→ STATED PROBLEM
Omit every picture and write out the rest of the records exactly.

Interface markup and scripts

━━━

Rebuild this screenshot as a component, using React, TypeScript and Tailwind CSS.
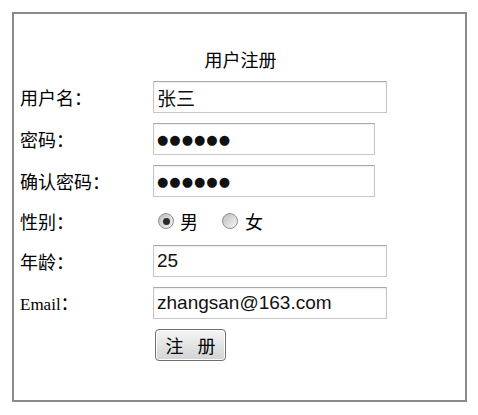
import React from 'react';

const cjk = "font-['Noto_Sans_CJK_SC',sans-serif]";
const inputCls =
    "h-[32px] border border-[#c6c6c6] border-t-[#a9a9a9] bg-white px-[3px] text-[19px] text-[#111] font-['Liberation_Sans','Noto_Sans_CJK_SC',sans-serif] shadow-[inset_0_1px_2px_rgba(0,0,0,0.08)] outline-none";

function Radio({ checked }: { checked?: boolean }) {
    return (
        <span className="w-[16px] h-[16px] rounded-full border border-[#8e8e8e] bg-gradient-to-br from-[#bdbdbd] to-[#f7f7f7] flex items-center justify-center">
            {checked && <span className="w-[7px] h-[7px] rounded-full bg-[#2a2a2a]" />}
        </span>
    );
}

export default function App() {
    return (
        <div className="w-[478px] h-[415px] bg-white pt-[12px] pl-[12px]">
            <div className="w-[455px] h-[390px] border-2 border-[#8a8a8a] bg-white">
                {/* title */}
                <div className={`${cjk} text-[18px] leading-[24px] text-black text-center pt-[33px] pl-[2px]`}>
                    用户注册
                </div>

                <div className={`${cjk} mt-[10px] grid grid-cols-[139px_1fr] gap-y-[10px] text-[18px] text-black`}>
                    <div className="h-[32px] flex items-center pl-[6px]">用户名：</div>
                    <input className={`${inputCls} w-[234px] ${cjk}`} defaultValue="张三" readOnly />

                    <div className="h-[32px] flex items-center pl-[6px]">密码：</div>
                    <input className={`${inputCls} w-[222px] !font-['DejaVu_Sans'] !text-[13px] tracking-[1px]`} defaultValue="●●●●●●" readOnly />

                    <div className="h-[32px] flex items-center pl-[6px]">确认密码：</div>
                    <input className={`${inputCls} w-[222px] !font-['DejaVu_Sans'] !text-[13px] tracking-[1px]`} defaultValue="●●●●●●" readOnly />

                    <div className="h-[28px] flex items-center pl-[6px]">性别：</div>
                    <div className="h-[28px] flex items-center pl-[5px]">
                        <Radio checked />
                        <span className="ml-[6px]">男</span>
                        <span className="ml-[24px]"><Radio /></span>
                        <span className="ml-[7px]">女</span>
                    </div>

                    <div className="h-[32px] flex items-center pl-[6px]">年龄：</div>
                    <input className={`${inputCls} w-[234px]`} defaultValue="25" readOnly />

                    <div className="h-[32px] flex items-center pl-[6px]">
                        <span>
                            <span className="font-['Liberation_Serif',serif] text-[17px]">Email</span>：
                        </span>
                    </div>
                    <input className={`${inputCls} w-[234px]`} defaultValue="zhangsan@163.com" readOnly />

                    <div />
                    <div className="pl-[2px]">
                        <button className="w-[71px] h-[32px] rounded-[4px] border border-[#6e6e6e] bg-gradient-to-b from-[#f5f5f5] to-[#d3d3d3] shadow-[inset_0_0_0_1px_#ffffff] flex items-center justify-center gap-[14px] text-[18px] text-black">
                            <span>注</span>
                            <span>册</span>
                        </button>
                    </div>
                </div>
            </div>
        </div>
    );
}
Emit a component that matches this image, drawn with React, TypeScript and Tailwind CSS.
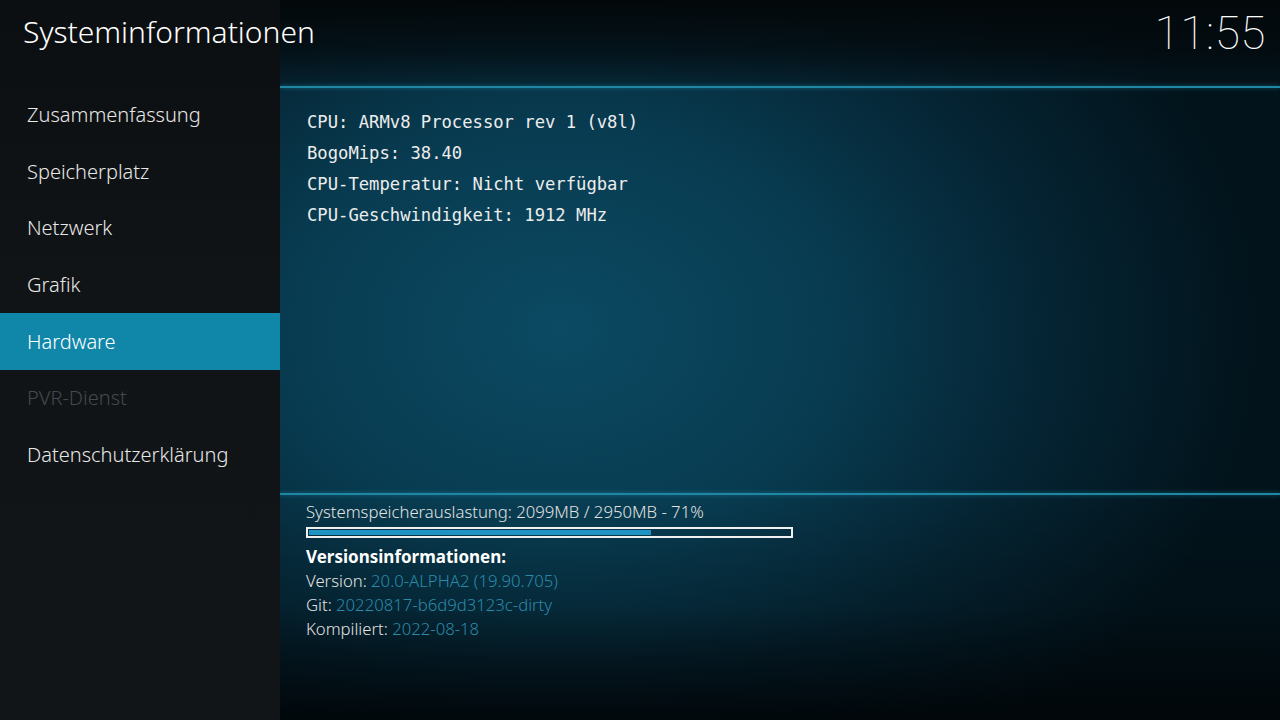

━━━

→ EXERCISE ANSWER
Rebuild this screenshot as a component, using React, TypeScript and Tailwind CSS.
import React from 'react';

const cjk = "font-['Noto_Sans_CJK_SC',sans-serif]";
const inputCls =
    "h-[32px] border border-[#c6c6c6] border-t-[#a9a9a9] bg-white px-[3px] text-[19px] text-[#111] font-['Liberation_Sans','Noto_Sans_CJK_SC',sans-serif] shadow-[inset_0_1px_2px_rgba(0,0,0,0.08)] outline-none";

function Radio({ checked }: { checked?: boolean }) {
    return (
        <span className="w-[16px] h-[16px] rounded-full border border-[#8e8e8e] bg-gradient-to-br from-[#bdbdbd] to-[#f7f7f7] flex items-center justify-center">
            {checked && <span className="w-[7px] h-[7px] rounded-full bg-[#2a2a2a]" />}
        </span>
    );
}

export default function App() {
    return (
        <div className="w-[478px] h-[415px] bg-white pt-[12px] pl-[12px]">
            <div className="w-[455px] h-[390px] border-2 border-[#8a8a8a] bg-white">
                {/* title */}
                <div className={`${cjk} text-[18px] leading-[24px] text-black text-center pt-[33px] pl-[2px]`}>
                    用户注册
                </div>

                <div className={`${cjk} mt-[10px] grid grid-cols-[139px_1fr] gap-y-[10px] text-[18px] text-black`}>
                    <div className="h-[32px] flex items-center pl-[6px]">用户名：</div>
                    <input className={`${inputCls} w-[234px] ${cjk}`} defaultValue="张三" readOnly />

                    <div className="h-[32px] flex items-center pl-[6px]">密码：</div>
                    <input className={`${inputCls} w-[222px] !font-['DejaVu_Sans'] !text-[13px] tracking-[1px]`} defaultValue="●●●●●●" readOnly />

                    <div className="h-[32px] flex items-center pl-[6px]">确认密码：</div>
                    <input className={`${inputCls} w-[222px] !font-['DejaVu_Sans'] !text-[13px] tracking-[1px]`} defaultValue="●●●●●●" readOnly />

                    <div className="h-[28px] flex items-center pl-[6px]">性别：</div>
                    <div className="h-[28px] flex items-center pl-[5px]">
                        <Radio checked />
                        <span className="ml-[6px]">男</span>
                        <span className="ml-[24px]"><Radio /></span>
                        <span className="ml-[7px]">女</span>
                    </div>

                    <div className="h-[32px] flex items-center pl-[6px]">年龄：</div>
                    <input className={`${inputCls} w-[234px]`} defaultValue="25" readOnly />

                    <div className="h-[32px] flex items-center pl-[6px]">
                        <span>
                            <span className="font-['Liberation_Serif',serif] text-[17px]">Email</span>：
                        </span>
                    </div>
                    <input className={`${inputCls} w-[234px]`} defaultValue="zhangsan@163.com" readOnly />

                    <div />
                    <div className="pl-[2px]">
                        <button className="w-[71px] h-[32px] rounded-[4px] border border-[#6e6e6e] bg-gradient-to-b from-[#f5f5f5] to-[#d3d3d3] shadow-[inset_0_0_0_1px_#ffffff] flex items-center justify-center gap-[14px] text-[18px] text-black">
                            <span>注</span>
                            <span>册</span>
                        </button>
                    </div>
                </div>
            </div>
        </div>
    );
}
Emit a component that matches this image, drawn with React, TypeScript and Tailwind CSS.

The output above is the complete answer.